Contributors

Cathrine Sneed is the director and founder of the Garden Project in San Francisco, California, a program begun in 1992 to provide job training and support to former offenders through counseling and assistance in continuing education while also impacting the environment of the communities from which they come. Prior to the Garden Project, Cathrine founded the San Francisco County Jail Horticulture Project (1982-1992), a horticulture-training program for inmates widely recognized as a milestone in prisoner rehabilitation. The Garden Project was born out of a desire to impact recidivism rates by providing employment and support to former offenders.

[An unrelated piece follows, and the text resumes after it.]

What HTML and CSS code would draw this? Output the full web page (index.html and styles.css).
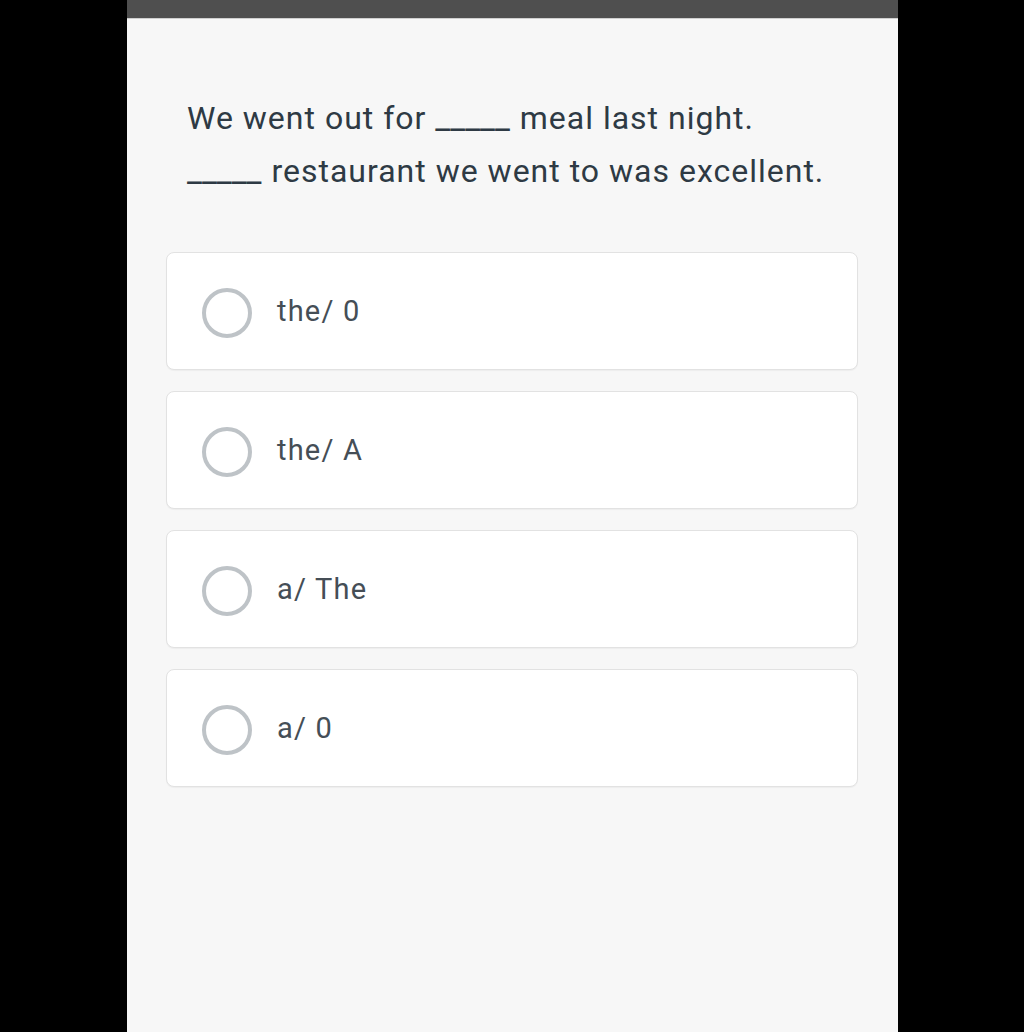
FILE: index.html
```html
<!DOCTYPE html>
<html>
<head>
<meta charset="utf-8">
<link rel="stylesheet" href="styles.css">
</head>
<body>
<div class="panel">
  <div class="topbar"></div>
  <div class="content">
    <p class="question">We went out for <span class="blank">_____</span> meal last night.<br><span class="blank">_____</span> restaurant we went to was excellent.</p>
    <div class="options">
      <div class="option"><span class="radio"></span><span class="label">the/ 0</span></div>
      <div class="option"><span class="radio"></span><span class="label">the/ A</span></div>
      <div class="option"><span class="radio"></span><span class="label">a/ The</span></div>
      <div class="option"><span class="radio"></span><span class="label">a/ 0</span></div>
    </div>
  </div>
</div>
</body>
</html>
```
FILE: styles.css
```css
html, body { margin: 0; padding: 0; }
body { background: #000; font-family: Roboto, "Noto Sans", sans-serif; }
.panel {
  width: 771px;
  height: 1032px;
  margin: 0 auto 0 127px;
  background: #f7f7f7;
}
.topbar {
  height: 19px;
  background: #4f4f4f;
  border-bottom: 1px solid #cfcfcf;
  box-sizing: border-box;
}
.content { padding: 73px 40px 0 39px; }
.question {
  margin: 0 0 54px 21px;
  font-size: 32px;
  letter-spacing: 1px;
  line-height: 53px;
  color: #2e3a44;
}
.blank { font-size: 33px; letter-spacing: 0; margin-right: 1px; line-height: 0; }
.options { display: flex; flex-direction: column; gap: 21px; }
.option {
  height: 118px;
  box-sizing: border-box;
  background: #fff;
  border: 1px solid #e2e2e2;
  border-radius: 8px;
  box-shadow: 0 1px 1px rgba(0,0,0,0.04);
  display: flex;
  align-items: center;
  padding-left: 35px;
}
.radio {
  width: 50px; height: 50px;
  box-sizing: border-box;
  border: 4px solid #bec3c7;
  border-radius: 50%;
  margin-right: 25px;
  margin-top: 4px;
}
.label { font-size: 29px; letter-spacing: 1.2px; color: #454e56; }
```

The Garden Project model is a community-based response to crime, unemployment and underemployment that links the stewardship of the environment to the stewardship of the community. The United States Department of Agriculture hails the Garden Project as “one of the most innovative and successful community-based crime prevention programs in the country.” Today, the Garden Project is partnered with the San Francisco Sheriff’s Department, the San Francisco Public Utilities Commission, the San Francisco Police Department, and more than twenty-five community organizations to empower at risk young adults through environmentally based job training and life skills programming while transforming the urban environment.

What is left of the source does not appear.